In Plato's Ion (/ˈaɪɒn/; Ἴων) Socrates discusses with the titular character, a professional rhapsode who also lectures on Homer, the question of whether the rhapsode, a performer of poetry, gives his performance on account of his skill and knowledge or by virtue of divine possession. It is one of the shortest of Plato's dialogues.

==Dramatis personae==
- Socrates, the Greek philosopher. In this dialogue, he questions the nature of art and of divine inspiration.
- Ion of Ephesus, the rhapsode. In poetry, he specialized in the works of Homer. The city of Ephesus was under Athenian control at this time and Athens had lost many of its beloved generals in the recent Sicilian expedition. Athens was in the process of hiring foreign mercenaries so Socrates' suggestion that Ion should serve as a general to the Athenian soldiers is not the non-sequitur it may at first appear when these circumstances are taken into account.

==Dialogue summary==
===Ion's skill: Is it genuine? (530a–533c)===
Ion has just come from a festival of Asclepius at the city of Epidaurus, after having won first prize in the competition. Socrates engages him in discussion and Ion explains how his knowledge and skill is limited to Homer, whom he claims to understand better than anyone alive. Socrates finds this puzzling as to him it seems that Homer treats many of the same subjects as other poets like Hesiod, subjects such as war or divination, and that if someone is knowledgeable in any one of those he should be able to understand what both of these poets say. Furthermore, this man is probably not a poet like Ion, but a specialist like a doctor, who knows better about nutrition.

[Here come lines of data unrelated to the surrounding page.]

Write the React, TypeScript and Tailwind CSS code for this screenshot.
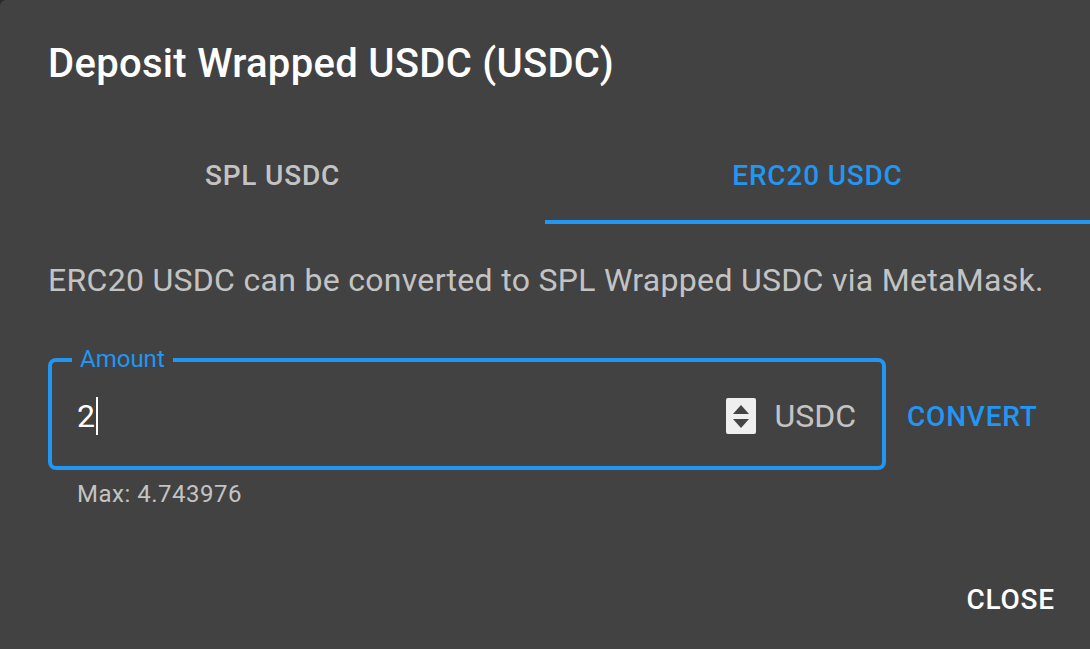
import React from "react";

function Spinner() {
  return (
    <div className="w-[30px] h-[36px] bg-[#efefef] rounded-[2px] flex flex-col items-center justify-center gap-[5px]">
      <svg width="16" height="9" viewBox="0 0 16 9">
        <path d="M8 0 L16 9 L0 9 Z" fill="#444" />
      </svg>
      <svg width="16" height="9" viewBox="0 0 16 9">
        <path d="M0 0 L16 0 L8 9 Z" fill="#444" />
      </svg>
    </div>
  );
}

export default function App() {
  return (
    <div className="w-[1090px] h-[649px] bg-[#2a2a2a] overflow-hidden" style={{ fontFamily: "Roboto, 'Liberation Sans', sans-serif" }}>
      <div className="w-full h-full bg-[#424242] rounded-tl-[6px] flex flex-col">
        <h2 className="px-[48px] pt-[32px] pb-[32px] text-[40px] font-medium leading-[64px] text-white tracking-[0.3px]">
          Deposit Wrapped USDC (USDC)
        </h2>

        <div className="flex h-[96px]">
          <div className="flex-1 flex items-center justify-center text-[28px] font-medium uppercase tracking-[0.8px] text-white/70">
            SPL USDC
          </div>
          <div className="flex-1 flex items-center justify-center text-[28px] font-medium uppercase tracking-[0.8px] text-[#2196f3] border-b-[4px] border-[#2196f3] pt-[4px]">
            ERC20 USDC
          </div>
        </div>

        <div className="px-[48px] pt-[32px] flex-1">
          <p className="text-[32px] leading-[48px] text-white/70 tracking-[0.3px] whitespace-nowrap">
            ERC20 USDC can be converted to SPL Wrapped USDC via MetaMask.
          </p>

          <div className="mt-[54px] flex items-start">
            <div className="flex flex-col">
              <div className="relative w-[838px] h-[112px] border-[4px] border-[#2196f3] rounded-[8px] flex items-center pl-[25px] pr-[26px] pt-[4px]">
                <span className="absolute left-[20px] -top-[18px] px-[8px] bg-[#424242] text-[24px] leading-[30px] text-[#2196f3]">
                  Amount
                </span>
                <div className="flex-1 flex items-center text-[32px] text-white">
                  2<span className="inline-block w-[2px] h-[38px] bg-white ml-[1px]" />
                </div>
                <Spinner />
                <span className="ml-[18px] text-[32px] text-white/70">USDC</span>
              </div>
              <div className="pl-[29px] pt-[8px] text-[24px] leading-[32px] text-white/70 tracking-[0.5px]">
                Max: 4.743976
              </div>
            </div>
            <div className="ml-[21px] h-[112px] pt-[6px] flex items-center text-[28px] font-medium uppercase tracking-[0.8px] text-[#2196f3]">
              Convert
            </div>
          </div>
        </div>

        <div className="flex justify-end pr-[35px] pb-[28px]">
          <span className="text-[28px] font-medium uppercase tracking-[0.8px] text-white">Close</span>
        </div>
      </div>
    </div>
  );
}
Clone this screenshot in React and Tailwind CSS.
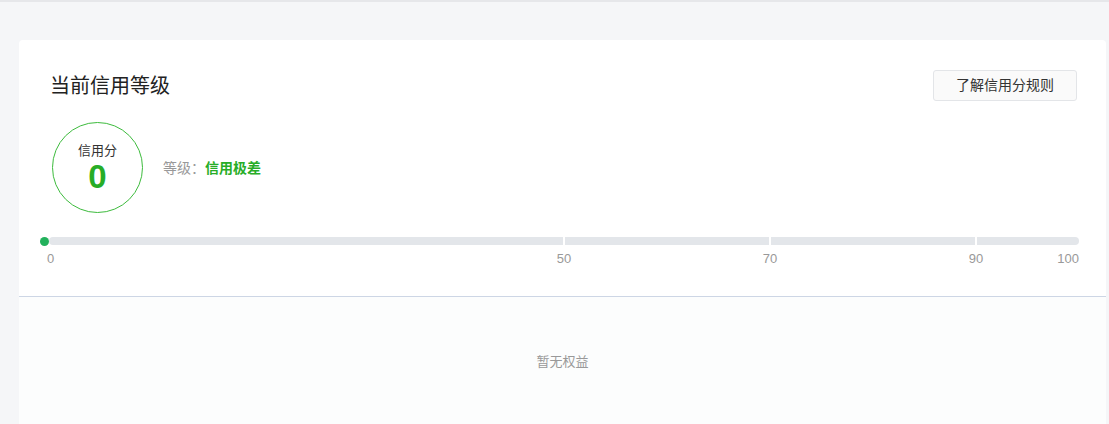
import React from "react";

const FONT = { fontFamily: '"Liberation Sans", "Noto Sans CJK SC", sans-serif' };

export default function App() {
  const ticks = [50, 70, 90];
  return (
    <div className="w-[1109px] h-[424px] overflow-hidden bg-[#f5f6f8]" style={FONT}>
      <div className="h-[2px] bg-[#e6e7ea]" />
      <div className="ml-[19px] mt-[38px] w-[1087px] h-[400px] bg-white rounded-t-[4px] flex flex-col">
        <div className="flex items-center justify-between pt-[30px] pl-[31px] pr-[29px]">
          <div className="text-[20px] leading-[24px] text-[#222] mt-[1px]">当前信用等级</div>
          <button className="h-[31px] w-[144px] border border-[#e3e5e8] bg-[#fafafa] rounded-[3px] text-[14px] text-[#333]">
            了解信用分规则
          </button>
        </div>
        <div className="flex items-center mt-[21px] pl-[33px]">
          <div className="w-[91px] h-[91px] rounded-full border border-[#3dbb3d] flex flex-col items-center justify-center">
            <div className="text-[13px] leading-[18px] text-[#333]">信用分</div>
            <div className="text-[33px] leading-[32px] font-bold text-[#27ad27] mt-[1px]">0</div>
          </div>
          <div className="ml-[20px] text-[14px] leading-[18px]">
            <span className="text-[#999]">等级：</span>
            <span className="text-[#27ad27] font-bold">信用极差</span>
          </div>
        </div>
        <div className="mt-[24px] pl-[30px] pr-[27px]">
          <div className="relative h-[8px] bg-[#e3e6ea] rounded-full">
            <div className="absolute left-[-9px] top-[-0.5px] w-[9px] h-[9px] rounded-full bg-[#22b15c]" />
            {ticks.map((t) => (
              <div
                key={t}
                className="absolute top-0 h-[8px] w-[2px] bg-white"
                style={{ left: `calc(${t}% - 1px)` }}
              />
            ))}
          </div>
          <div className="relative h-[16px] mt-[6px] text-[13px] leading-[16px] text-[#999]">
            <span className="absolute left-[-2px]">0</span>
            {ticks.map((t) => (
              <span
                key={t}
                className="absolute -translate-x-1/2"
                style={{ left: `${t}%` }}
              >
                {t}
              </span>
            ))}
            <span className="absolute right-0">100</span>
          </div>
        </div>
        <div className="mt-[29px] h-px bg-[#cdd6e5]" />
        <div className="flex-1 bg-[#fcfdfd] flex justify-center pt-[56px]">
          <div className="text-[13px] leading-[18px] text-[#999]">暂无权益</div>
        </div>
      </div>
    </div>
  );
}
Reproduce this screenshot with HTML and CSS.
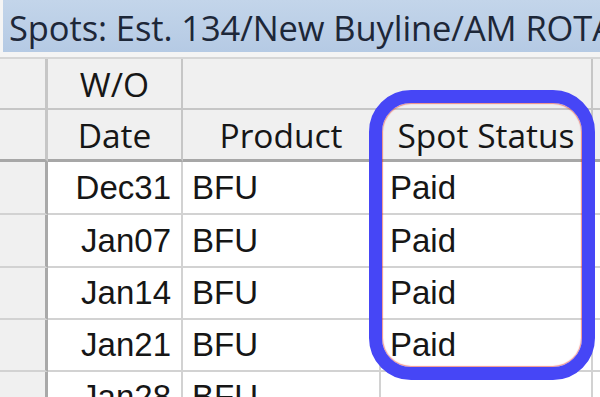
FILE: index.html
```html
<!DOCTYPE html>
<html>
<head>
<meta charset="utf-8">
<link rel="stylesheet" href="styles.css">
</head>
<body>
<div class="window">
  <div class="titlebar"><span class="title">Spots: Est. 134/New Buyline/AM ROTA</span></div>
  <div class="gap"></div>
  <div class="grid">
    <div class="c rh hd"></div>
    <div class="c hd">W/O</div>
    <div class="c hd span2"></div>
    <div class="c hd last"></div>

    <div class="c rh hd b2"></div>
    <div class="c hd b2">Date</div>
    <div class="c hd b2">Product</div>
    <div class="c hd b2">Spot Status</div>
    <div class="c hd b2 last"></div>

    <div class="c rh"></div><div class="c d r">Dec31</div><div class="c d">BFU</div><div class="c d">Paid</div><div class="c d last"></div>
    <div class="c rh"></div><div class="c d r">Jan07</div><div class="c d">BFU</div><div class="c d">Paid</div><div class="c d last"></div>
    <div class="c rh"></div><div class="c d r">Jan14</div><div class="c d">BFU</div><div class="c d">Paid</div><div class="c d last"></div>
    <div class="c rh"></div><div class="c d r">Jan21</div><div class="c d">BFU</div><div class="c d">Paid</div><div class="c d last"></div>
    <div class="c rh"></div><div class="c d r">Jan28</div><div class="c d">BFU</div><div class="c d"></div><div class="c d last"></div>
  </div>
  <div class="highlight"></div>
</div>
</body>
</html>
```
FILE: styles.css
```css
html, body {
  margin: 0;
  padding: 0;
  width: 600px;
  height: 397px;
  overflow: hidden;
  background: #f5f5f5;
}
.window {
  position: relative;
  width: 600px;
  height: 397px;
  overflow: hidden;
}
.titlebar {
  margin-left: 3px;
  height: 52px;
  background: linear-gradient(#c3d5ea, #b5cae4);
  display: flex;
  align-items: center;
  padding-left: 6px;
  white-space: nowrap;
  overflow: hidden;
}
.title {
  font-family: "Open Sans", sans-serif;
  font-size: 34.5px;
  color: #1d2738;
  letter-spacing: -0.1px;
  margin-top: 2px;
}
.gap {
  height: 5px;
  background: #f4f4f4;
}
.grid {
  display: grid;
  grid-template-columns: 48px 135px 198px 212px 1fr;
  grid-template-rows: 51px 52px 53px 53px 52px 52px 52px;
  background: #fff;
  border-top: 2px solid #d6d6d6;
}
.c {
  border-right: 2px solid #d2d2d2;
  border-bottom: 2px solid #d2d2d2;
  display: flex;
  align-items: center;
  white-space: nowrap;
  overflow: hidden;
  color: #161616;
}
.rh {
  background: #f0f0f0;
  border-right: 3px solid #a9a9a9;
}
.hd {
  background: #f0f0f0;
  justify-content: center;
  font-family: "Open Sans", sans-serif;
  font-size: 33.5px;
  border-right-color: #c6c6c6;
  border-bottom-color: #c6c6c6;
}
.span2 {
  grid-column: span 2;
}
.b2 {
  border-bottom: 3px solid #a7a7a7;
}
.d {
  font-family: "Liberation Sans", Arial, sans-serif;
  font-size: 33px;
  padding-left: 9px;
  padding-right: 10px;
}
.r {
  justify-content: flex-end;
}
.last {
  border-right: none;
}
.highlight {
  position: absolute;
  left: 369px;
  top: 90px;
  width: 200px;
  height: 264px;
  border: 13px solid #4646f6;
  border-radius: 42px;
  box-shadow: inset 0 0 1px 1px rgba(230, 40, 30, 0.5);
}
```
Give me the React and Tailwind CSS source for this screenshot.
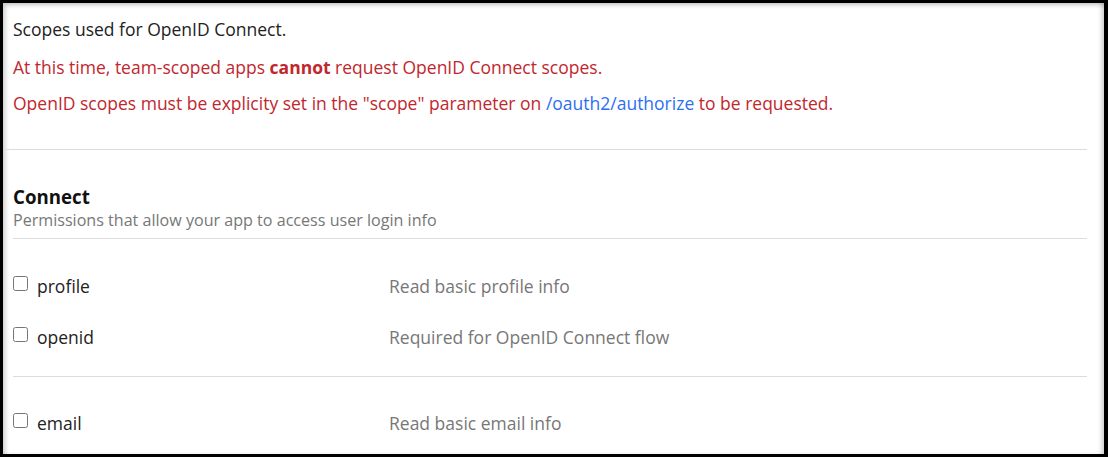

===The nature of poetic inspiration (533d–536d)===
Socrates deduces from this observation that Ion has no real skill, but is like a soothsayer or prophet in being divinely possessed:

"For not by art do they utter these things, but by divine influence; since, if they had fully learned by art to speak on one kind of theme, they would know how to speak on all. And for this reason God takes away the mind of these men and uses them as his ministers, just as he does soothsayers and godly seers, in order that we who hear them may know that it is not they who utter these words of great price, when they are out of their wits, but that it is God himself who speaks and addresses us through them." (534b–d)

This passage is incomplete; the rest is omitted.